In representing Wayanad Lok Sabha seat in the last two years, Gandhi has asked 58 questions in the Lok Sabha, which compares favourably with the average of 71 questions for all 543 MPs. In the 15 years that he represented Amethi from 2004 to 2019, Gandhi had asked a grand total of three questions – all three in 2005.
Gandhi has himself acknowledged the contribution of the people of Kerala, commending their better understanding of issues. He also visits Wayanad more often than he used to visit Amethi. He has worked on his common touch – cooking biryani with villagers, swimming with fisherfolk and teaching aikido moves to school students.
A win in Kerala would ease the way for Gandhi to return as the party chief, and prepare the Congress for its next big electoral battle in Gujarat in December 2022.
However, a loss in Kerala would embolden his detractors within the Congress, particularly the ‘group of 23’ leaders.

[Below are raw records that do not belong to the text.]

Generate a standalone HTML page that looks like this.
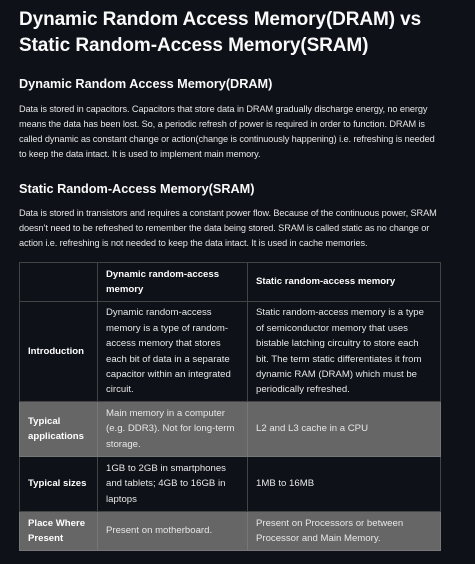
<!DOCTYPE html>
<html><head><meta charset="utf-8"><style>
html,body{margin:0;padding:0;background:#0e1117;width:475px;height:564px;overflow:hidden}
body{font-family:"Liberation Sans",sans-serif;color:#fafafa;position:relative}
.a{position:absolute;left:19px;margin:0}
h1{font-size:19px;line-height:26px;font-weight:700;letter-spacing:-0.1px;white-space:nowrap}
h2{font-size:12.7px;font-weight:700;line-height:18px}
p{font-size:9.2px;line-height:15px;color:#e6e6e6;white-space:nowrap;letter-spacing:-0.1px}
table{position:absolute;left:19px;top:262px;border-collapse:collapse;width:422px;font-size:9.6px;color:#e8e8e8}
td{border:1px solid #444;padding:0 8px;line-height:15.4px;vertical-align:middle}
.g td{background:#666;border-color:#777}
td b{color:#fff}
</style></head><body>
<h1 class="a" style="top:7px">Dynamic Random Access Memory(DRAM) vs<br>Static Random-Access Memory(SRAM)</h1>
<h2 class="a" style="top:75px">Dynamic Random Access Memory(DRAM)</h2>
<p class="a" style="top:102px">Data is stored in capacitors. Capacitors that store data in DRAM gradually discharge energy, no energy<br>means the data has been lost. So, a periodic refresh of power is required in order to function. DRAM is<br>called dynamic as constant change or action(change is continuously happening) i.e. refreshing is needed<br>to keep the data intact. It is used to implement main memory.</p>
<h2 class="a" style="top:180px">Static Random-Access Memory(SRAM)</h2>
<p class="a" style="top:206px">Data is stored in transistors and requires a constant power flow. Because of the continuous power, SRAM<br>doesn’t need to be refreshed to remember the data being stored. SRAM is called static as no change or<br>action i.e. refreshing is not needed to keep the data intact. It is used in cache memories.</p>
<table>
<tr style="height:39px"><td style="width:61px"></td><td style="width:133px"><b>Dynamic random-access memory</b></td><td><b>Static random-access memory</b></td></tr>
<tr style="height:100px"><td><b>Introduction</b></td><td>Dynamic random-access memory is a type of random-access memory that stores each bit of data in a separate capacitor within an integrated circuit.</td><td>Static random-access memory is a type of semiconductor memory that uses bistable latching circuitry to store each bit. The term static differentiates it from dynamic RAM (DRAM) which must be periodically refreshed.</td></tr>
<tr class="g" style="height:55px"><td><b>Typical applications</b></td><td>Main memory in a computer (e.g. DDR3). Not for long-term storage.</td><td>L2 and L3 cache in a CPU</td></tr>
<tr style="height:55px"><td><b>Typical sizes</b></td><td>1GB to 2GB in smartphones and tablets; 4GB to 16GB in laptops</td><td>1MB to 16MB</td></tr>
<tr class="g" style="height:39px"><td><b>Place Where Present</b></td><td>Present on motherboard.</td><td>Present on Processors or between Processor and Main Memory.</td></tr>
</table>
</body></html>
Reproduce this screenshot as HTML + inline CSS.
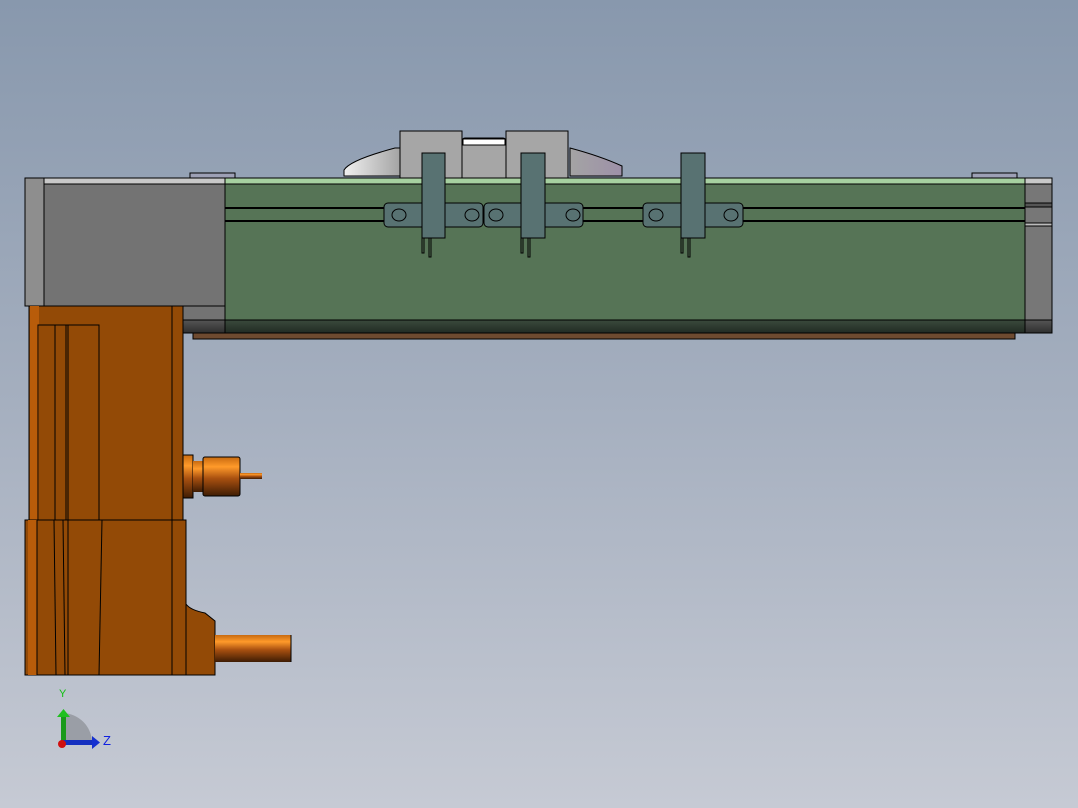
<!DOCTYPE html>
<html><head><meta charset="utf-8"><style>
html,body{margin:0;padding:0;width:1078px;height:808px;overflow:hidden;}
body{background:linear-gradient(#8898ad 0%,#a5afbf 50%,#c6cad4 100%);}
svg{position:absolute;left:0;top:0;}
</style></head><body>
<svg width="1078" height="808" viewBox="0 0 1078 808" xmlns="http://www.w3.org/2000/svg">
<defs>
<linearGradient id="cyl" x1="0" y1="0" x2="0" y2="1">
<stop offset="0" stop-color="#c86a10"/><stop offset="0.25" stop-color="#ff9a2a"/><stop offset="0.55" stop-color="#a85010"/><stop offset="1" stop-color="#3e1c04"/>
</linearGradient>
<linearGradient id="band" x1="0" y1="0" x2="0" y2="1">
<stop offset="0" stop-color="#3a4a3c"/><stop offset="1" stop-color="#222b24"/>
</linearGradient>
<linearGradient id="gband" x1="0" y1="0" x2="0" y2="1">
<stop offset="0" stop-color="#555"/><stop offset="1" stop-color="#2e2e2e"/>
</linearGradient>
<linearGradient id="wedge" x1="0" y1="0" x2="1" y2="0">
<stop offset="0" stop-color="#f0f0f0"/><stop offset="1" stop-color="#a4a4a4"/>
</linearGradient>
<linearGradient id="wedge2" x1="0" y1="0" x2="1" y2="0">
<stop offset="0" stop-color="#a4a4a4"/><stop offset="1" stop-color="#9d90a8"/>
</linearGradient>
</defs>
<g stroke="#000" stroke-width="1">
<!-- top cover -->
<path d="M344 170 Q350 160 395 148 L400 148 L400 176 L344 176 Z" fill="url(#wedge)"/>
<path d="M570 148 Q600 156 622 166 L622 176 L570 176 Z" fill="url(#wedge2)"/>
<rect x="400" y="131" width="62" height="47" fill="#a6a6a6"/>
<rect x="506" y="131" width="62" height="47" fill="#a6a6a6"/>
<rect x="462" y="138" width="44" height="43" rx="3" fill="#a6a6a6"/>
<rect x="463" y="139" width="42" height="6" fill="#fff"/>
<rect x="190" y="173" width="45" height="5" fill="#9da0b5"/>
<rect x="972" y="173" width="45" height="5" fill="#9da0b5"/>
<!-- gray end block -->
<rect x="25" y="178" width="200" height="128" fill="#737373"/>
<rect x="25" y="178" width="19" height="128" fill="#8e8e8e"/>
<rect x="44" y="178" width="181" height="6" fill="#c8c8c8"/>
<rect x="171" y="306" width="54" height="27" fill="#737373"/>
<rect x="171" y="320" width="54" height="13" fill="url(#gband)"/>
<!-- green rail -->
<rect x="225" y="178" width="800" height="155" fill="#567456"/>
<rect x="225" y="178" width="800" height="6" fill="#a6d0a0"/>
<rect x="225" y="320" width="800" height="13" fill="url(#band)"/>
<line x1="225" y1="208" x2="1025" y2="208" stroke-width="2"/>
<line x1="225" y1="221" x2="1025" y2="221" stroke-width="2"/>
<rect x="193" y="333" width="822" height="6" fill="#6e4a30"/>
<!-- right cap -->
<rect x="1025" y="178" width="27" height="155" fill="#777"/>
<rect x="1025" y="178" width="27" height="6" fill="#c8c8c8"/>
<rect x="1025" y="203" width="27" height="4" fill="#555"/>
<rect x="1025" y="223" width="27" height="3" fill="#bbb"/>
<rect x="1025" y="320" width="27" height="13" fill="url(#gband)"/>
<!-- carriages -->
<g fill="#587272">
<rect x="384" y="203" width="99" height="24" rx="4"/>
<rect x="484" y="203" width="99" height="24" rx="4"/>
<rect x="643" y="203" width="100" height="24" rx="4"/>
<ellipse cx="399" cy="215" rx="7" ry="6"/><ellipse cx="472" cy="215" rx="7" ry="6"/>
<ellipse cx="496" cy="215" rx="7" ry="6"/><ellipse cx="573" cy="215" rx="7" ry="6"/>
<ellipse cx="656" cy="215" rx="7" ry="6"/><ellipse cx="731" cy="215" rx="7" ry="6"/>
<rect x="422" y="153" width="23" height="85"/>
<rect x="521" y="153" width="24" height="85"/>
<rect x="681" y="153" width="24" height="85"/>
</g>
<g fill="#567456">
<rect x="422" y="238" width="2" height="15"/><rect x="429" y="238" width="2" height="19"/>
<rect x="521" y="238" width="2" height="15"/><rect x="528" y="238" width="2" height="19"/>
<rect x="681" y="238" width="2" height="15"/><rect x="688" y="238" width="2" height="19"/>
</g>
<!-- motor -->
<rect x="29" y="306" width="154" height="214" fill="#934a06"/>
<rect x="30" y="306" width="9" height="214" fill="#b85c0a" stroke="none"/>
<rect x="38" y="325" width="61" height="195" fill="none"/>
<line x1="55" y1="325" x2="55" y2="520"/><line x1="66" y1="325" x2="66" y2="520"/><line x1="68" y1="325" x2="68" y2="520"/>
<line x1="172" y1="306" x2="172" y2="520"/>
<path d="M183 602 L186 604 Q190 610 205 613 L215 621 L215 675 L186 675 Z" fill="#934a06"/>
<rect x="25" y="520" width="161" height="155" fill="#934a06"/>
<rect x="28" y="520" width="9" height="155" fill="#b85c0a" stroke="none"/>
<line x1="37" y1="520" x2="37" y2="675"/><line x1="54" y1="520" x2="56" y2="675"/><line x1="63" y1="520" x2="65" y2="675"/><line x1="68" y1="520" x2="68" y2="675"/><line x1="102" y1="520" x2="99" y2="675"/><line x1="172" y1="520" x2="172" y2="675"/>
<!-- shafts -->
<rect x="183" y="455" width="10" height="43" fill="url(#cyl)"/>
<rect x="193" y="461" width="10" height="31" fill="url(#cyl)" stroke="none"/>
<rect x="203" y="457" width="37" height="39" rx="2" fill="url(#cyl)"/>
<rect x="240" y="473" width="22" height="6" fill="url(#cyl)" stroke="none"/>
<rect x="215" y="635" width="76" height="27" fill="url(#cyl)" stroke="none"/>
<line x1="291" y1="635" x2="291" y2="662"/>
</g>
<!-- triad -->
<path d="M63 713 A30 30 0 0 1 92 742 L63 742 Z" fill="#9a9ea6"/>
<rect x="61" y="716" width="5" height="27" fill="#1a9a1a"/>
<path d="M57 717 L63.5 709 L70 717 Z" fill="#1fc01f"/>
<rect x="63" y="740" width="30" height="5" fill="#1530c0"/>
<path d="M92 736 L100 742.5 L92 749 Z" fill="#1530d0"/>
<circle cx="62" cy="744" r="4" fill="#d01010"/>
<text x="59" y="697" font-family="Liberation Sans, sans-serif" font-size="11" fill="#10c010">Y</text>
<text x="103" y="745" font-family="Liberation Sans, sans-serif" font-size="13" fill="#1020e0">Z</text>
</svg>
</body></html>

Similarly, a loss in Assam would have many ask Gandhi why the Congress struck an open alliance with Badruddin Ajmal’s All India United Democratic Front (AIUDF), a party that in popular perception is seen as representing the interests of Muslims from Bangladesh.
To Gandhi’s advantage, most of the ‘G23’ leaders do not have much of a mass following. If the party heads for a split, the rank and file are likely to support the dynasty.
After the loss in 2019 Lok Sabha, Gandhi had told his friends and lieutenants that the Congress needs to burn down to the ashes before it rediscovers its ideological moorings and rises like the proverbial phoenix. May 2 will tell us if Gandhi and his party would be willing to pay that cost.
Federal front
A win for the Left Democratic Front (LDF) in Kerala, MK Stalin-led Dravida Munnetra Kazhagam in Tamil Nadu and Mamata Banerjee-led Trinamool Congress in West Bengal would strengthen the calls to shape a federal front to take on the BJP in the 2024 Lok Sabha polls.
Banerjee has already proposed a meeting of the leaders of regional parties after May 2.
The continuing decline of the Congress in several states, and the BJP replacing the Congress as the principal opposition party against regional outfits, makes the formation of a federal front easier.
No longer do Naveen Patnaik of Odisha and K Chandrasekhar Rao of Telangana need to keep away from a front that will also have the Congress as a constituent. The main opposition in their respective states is no longer the Congress, but the BJP. With the Left Front likely to get decimated in Bengal, Banerjee is unlikely to have reservations in sharing the stage with Kerala CM Pinarayi Vijayan.
May 2 promises to open up interesting possibilities in Indian politics. There is, of course, the chance that it could extend the dominance of the BJP from the Centre to at least a couple of the states most geographically distant from Lutyens' Delhi.